Just go to 1.0 and do snapshots... you will save yourself A LOT of headaches.
Also, Lucene at its core is an Index. Changing the query strategy might require reindexing. It is perfectly valid to throw data at it, build the index and throw away the source. You will just never get it back again.
While ES can be used and tuned as a store just fine, it is not necessarily its raison d'etre.
I help run a large ES cluster (with canonical data in MySQL), and I consider this cautious attitude by the ES developers to be a good thing.
For example, Elasticsearch has poor availability characteristics - both because it is master-slave and because it focuses on ensuring consistency - relative to, for example, something like Riak.
There's no holy grail of data storage... ElasticSearch is really nice, and if it fits your needs, more power to you.
Elasticsearch is brilliant as a NoSQL - and if you were already using elasticsearch as a search system, you dont need to introduce yet another component into your stack.
Other than that (which is just performance tuning, really), ES matches mongodb feature for feature, and obviously has a lot of extra power from its search heritage such as facets and percolate.
So I can't actually think of any limitations, and it's why I said ES makes a better MongoDB than MongoDB.
You need to have a good understanding of how tokenizers and analyzers work to be able to create good results for your data. I have difficulties matching documents with the exact title being searched for. On MongoDB that just works, on ElasticSearch you need to configure it.
ElasticSearch has some advantages and MongoDB others. I think they are great together. One for storage and the other for searching.
Internally it is still reindexing the entire document, but from your application's perspective, the Update API is a lot friendlier.
This is really important. Creating a proper searching experience with auto-complete which works "just like you want" can be a very painful experience with ES, specially if you are new to ES. It bite me some time ago when I was trying to achieve just that.
Side note: Happy Found customer here...you guys have made it much easier to run our ES index!
The point of that section is exactly that "NoSQL" (or to make things even more confusing "NOSQL" (Not only) doesn't have a very specific meaning. Some think it rules out ACID, other's don't. Thus, you'll need to know what you need.
And database marketing tend to not be very good at pointing out what they're not good at, or actually deliver what they promise. See also: http://aphyr.com/tags/jepsen
NoSQL was in large part about precisely what the name implies - giving up relational (SQL) data in exchange for better performance and the ability to have a distibuted store. Yes, part of this is also about being willing to trade off consistency for availability. But Elasticsearch is an example of a NoSQL store which does focus on consistency (in this case at the expense of availability and, to some extent, partition tolerance).
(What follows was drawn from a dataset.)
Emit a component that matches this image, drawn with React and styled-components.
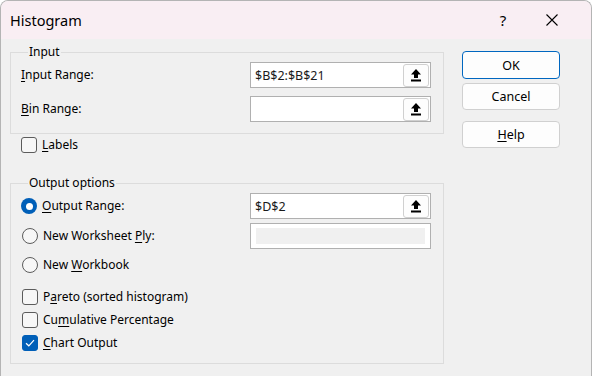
import React from "react"
import styled, { createGlobalStyle } from "styled-components"

const GlobalStyle = createGlobalStyle`
  html, body {
    margin: 0;
    padding: 0;
    background: #ffffff;
  }
  body {
    font-family: "Noto Sans", "Open Sans", sans-serif;
    font-size: 12px;
    color: #000;
  }
`

const Window = styled.div`
  width: 590px;
  height: 375px;
  border: 1px solid #b4b4b4;
  border-bottom: none;
  border-radius: 8px 8px 0 0;
  background: #f0f0f0;
  overflow: hidden;
  display: flex;
  flex-direction: column;
`

const TitleBar = styled.div`
  height: 38px;
  background: #f9eef3;
  display: flex;
  align-items: center;
  padding-left: 9px;
`

const Title = styled.span`
  font-size: 14.5px;
  flex: 1;
`

const TitleButton = styled.div`
  width: ${(p) => p.w}px;
  height: 38px;
  display: flex;
  align-items: center;
  justify-content: center;
  font-size: 15px;
`

const Body = styled.div`
  flex: 1;
  display: flex;
  padding: 6px 0 0 9px;
`

const MainColumn = styled.div`
  width: 434px;
  display: flex;
  flex-direction: column;
`

const Group = styled.fieldset`
  margin: ${(p) => p.mt || 0}px 0 0 0;
  border: 1px solid #dcdcdc;
  padding: 3px 12px ${(p) => p.bottom}px 10px;
  display: flex;
  flex-direction: column;
  gap: ${(p) => p.gap}px;
`

const Legend = styled.legend`
  padding: 0 1px;
  margin-left: 7px;
  line-height: 14px;
`

const FieldRow = styled.div`
  display: flex;
  align-items: center;
  justify-content: space-between;
  height: 26px;
`

const OptionRow = styled.label`
  display: flex;
  align-items: center;
  gap: 5px;
  height: ${(p) => p.h || 16}px;
  margin-top: ${(p) => p.mt || 0}px;
  padding-left: ${(p) => p.pl || 0}px;
`

const Label = styled.span`
  line-height: 16px;
`

const Key = styled.span`
  text-decoration: underline;
  text-underline-offset: 2px;
`

const TextBox = styled.div`
  box-sizing: border-box;
  width: 181px;
  height: 26px;
  border: 1px solid #b0b0b0;
  background: #fff;
  display: flex;
  align-items: center;
  padding: ${(p) => (p.disabled ? "4px 5px" : "0 1px 0 4px")};
`

const BoxText = styled.span`
  flex: 1;
  font-size: 12.5px;
  color: #1a1a1a;
`

const DisabledFill = styled.div`
  flex: 1;
  height: 100%;
  background: #f0f0f0;
`

const PickButton = styled.button`
  width: 26px;
  height: 23px;
  padding: 0;
  border: 1px solid #d0d0d0;
  border-radius: 3px;
  background: #fdfdfd;
  display: flex;
  align-items: center;
  justify-content: center;
`

const Checkbox = styled.span`
  width: 14px;
  height: 14px;
  border: 1px solid ${(p) => (p.checked ? "#005fb8" : "#5c5c5c")};
  border-radius: 3px;
  background: ${(p) => (p.checked ? "#005fb8" : "#f7f7f7")};
  display: flex;
  align-items: center;
  justify-content: center;
  flex-shrink: 0;
`

const Radio = styled.span`
  width: ${(p) => (p.checked ? 16 : 14)}px;
  height: ${(p) => (p.checked ? 16 : 14)}px;
  border: ${(p) => (p.checked ? "none" : "1px solid #5c5c5c")};
  border-radius: 50%;
  background: ${(p) => (p.checked ? "#005fb8" : "#f7f7f7")};
  display: flex;
  align-items: center;
  justify-content: center;
  flex-shrink: 0;
  &::after {
    content: "";
    display: ${(p) => (p.checked ? "block" : "none")};
    width: 7px;
    height: 7px;
    border-radius: 50%;
    background: #fff;
  }
`

const ButtonColumn = styled.div`
  display: flex;
  flex-direction: column;
  margin-left: 18px;
  padding-top: 6px;
`

const DialogButton = styled.button`
  width: 98px;
  height: ${(p) => p.h}px;
  margin-top: ${(p) => p.mt}px;
  border: 1px solid ${(p) => (p.primary ? "#0067c0" : "#d0d0d0")};
  border-radius: 4px;
  background: #fdfdfd;
  font-family: inherit;
  font-size: 12.5px;
  color: #000;
  padding: 0;
`

function PickIcon() {
  return (
    <svg width="12" height="14" viewBox="0 0 12 14">
      <polygon points="6,1 11,6.5 8,6.5 8,10 4,10 4,6.5 1,6.5" fill="#000" />
      <rect x="1" y="11.5" width="10" height="2" fill="#000" />
    </svg>
  )
}

function Field({ label, value }) {
  return (
    <FieldRow>
      <Label>{label}</Label>
      <TextBox>
        <BoxText>{value}</BoxText>
        <PickButton>
          <PickIcon />
        </PickButton>
      </TextBox>
    </FieldRow>
  )
}

function Check({ checked, children, mt, pl }) {
  return (
    <OptionRow mt={mt} pl={pl}>
      <Checkbox checked={checked}>
        {checked && (
          <svg width="10" height="8" viewBox="0 0 10 8">
            <path d="M1 4.2 L3.8 6.8 L9 1.2" stroke="#fff" strokeWidth="1.2" fill="none" />
          </svg>
        )}
      </Checkbox>
      <Label>{children}</Label>
    </OptionRow>
  )
}

export default function App() {
  return (
    <>
      <GlobalStyle />
      <Window>
        <TitleBar>
          <Title>Histogram</Title>
          <TitleButton w={48}>?</TitleButton>
          <TitleButton w={50}>
            <svg width="12" height="12" viewBox="0 0 12 12">
              <path d="M0.5 0.5 L11.5 11.5 M11.5 0.5 L0.5 11.5" stroke="#000" strokeWidth="1.1" />
            </svg>
          </TitleButton>
          <TitleButton w={14} />
        </TitleBar>
        <Body>
          <MainColumn>
            <Group gap={8} bottom={11}>
              <Legend>Input</Legend>
              <Field label={<><Key>I</Key>nput Range:</>} value="$B$2:$B$21" />
              <Field label={<><Key>B</Key>in Range:</>} value="" />
            </Group>
            <Check mt={3} pl={11}><Key>L</Key>abels</Check>
            <Group gap={4} bottom={12} mt={23}>
              <Legend>Output options</Legend>
              <FieldRow>
                <OptionRow>
                  <Radio checked />
                  <Label><Key>O</Key>utput Range:</Label>
                </OptionRow>
                <TextBox>
                  <BoxText>$D$2</BoxText>
                  <PickButton>
                    <PickIcon />
                  </PickButton>
                </TextBox>
              </FieldRow>
              <FieldRow>
                <OptionRow pl={1}>
                  <Radio />
                  <Label>New Worksheet <Key>P</Key>ly:</Label>
                </OptionRow>
                <TextBox disabled>
                  <DisabledFill />
                </TextBox>
              </FieldRow>
              <OptionRow pl={1} mt={4}>
                <Radio />
                <Label>New <Key>W</Key>orkbook</Label>
              </OptionRow>
              <Check mt={12} pl={1}>P<Key>a</Key>reto (sorted histogram)</Check>
              <Check mt={3} pl={1}>Cu<Key>m</Key>ulative Percentage</Check>
              <Check mt={3} pl={1} checked><Key>C</Key>hart Output</Check>
            </Group>
          </MainColumn>
          <ButtonColumn>
            <DialogButton primary h={28} mt={0}>OK</DialogButton>
            <DialogButton h={27} mt={4}>Cancel</DialogButton>
            <DialogButton h={27} mt={11}><Key>H</Key>elp</DialogButton>
          </ButtonColumn>
        </Body>
      </Window>
    </>
  )
}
> Format in [lon, lat], note, the order of lon/lat here in order to conform with GeoJSON.
.. the data example below is not actually geojson. See the spec:
Elasticsearch can map any kind of JSON, so you can, without problems, write a mapping for proper GeoJSON points. (map "type" as unanalyzed string, map "coordinate" as GeoPoint). Arrays of values are generally supported in ES.
The biggest problem is that Elasticsearch probably does not provide all kinds of queries you'd like if you are working with complex shapes. Basically, only distance and simple location queries with polygons are supported.
You create a number of shards for each index(database) that you can't later expand.
I have my doubts mongodb would scale up that well to 20+ servers without some maintenance as well. So I'm not sure how that's really a limitation anyone should use for choosing mongodb or ES. If you're expecting that kind of data, just make a large number of shards in your index creation as it will work fine on fewer servers too?
larger number of shards=slower searching (unless you distribute the shards to multiple nodes)
The benefit of this is the as your app scales, you'll search only the shards needed. So if you have just 1 shard w/ data, u can tell ElasticSearch to just search in that 1 shard.
It's search capabilities and scalability and fantastic - were throwing GB of data into it weekly and it just soaks it up.
That said, it's definitely worth looking into both, depending on what your needs are.
(IMHO) Unfortunately for most of the people, old habits to be made. Indeed a nice project and great release.